Yeah, it can free fly, but I wouldn’t want it to.  I’m a big fan of the up-down on-off operation.  Anything remotely threatening that process was basically my worst nightmare.

Now, I never had a problem with these rings when I first started working there.  But like any semi-complex operation, the longer you work, the more margin for error you realize, however improbable it may be.  Also, to the credit of my burgeoning paranoia, I saw the freaking thing disassembled once during a maintenance inspection, so I knew — at the behest of tools at least — it was possible to disassemble.  Convincing my mind some freak, Final Destination-esque occurrence couldn’t do the same was futile.

So when the job got completely routine: get in, lock door, prep flight log, check instrument panel, give speech, get going, keep talking with passengers…when I had the routine down pat?  My eyes always drifted to those red rings.  I may have been saying something to passengers, pointing out landmarks, instructing them about the physics of the operation, but my mind was saying all the while it’s going to be this flight, it’s going to be this flight, it’s going to be this flight.

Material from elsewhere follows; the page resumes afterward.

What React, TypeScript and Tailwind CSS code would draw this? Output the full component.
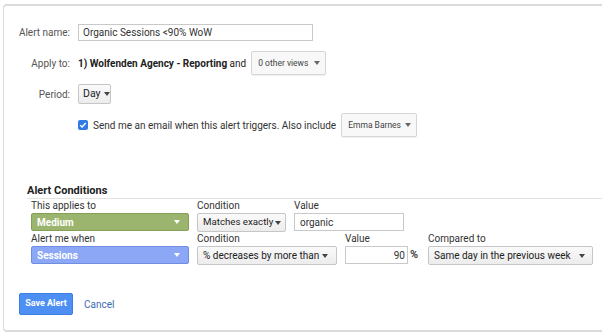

It never was, OBVIOUSLY (okay, am I Fisher or Dodson now?)  But I always thought about how I’d probably make national news if it happened, and either I’d be some huge hero like Captain Sully for landing a runaway balloon or the captain of the inflatable Titanic.

In summary, the thought of uncoupling made me want to curl up in a fetal position mid-flight, when I realized I was over 200 feet in the air and climbing.  Of course nothing shook me like catching a 30 mph wind gust at elevation, though.  Imagine that gondola violently shifting and threatening to make contact with the cable.  Yeah.  Scary stuff, to say the least.

But hey, I’m still here.  I’m still standing.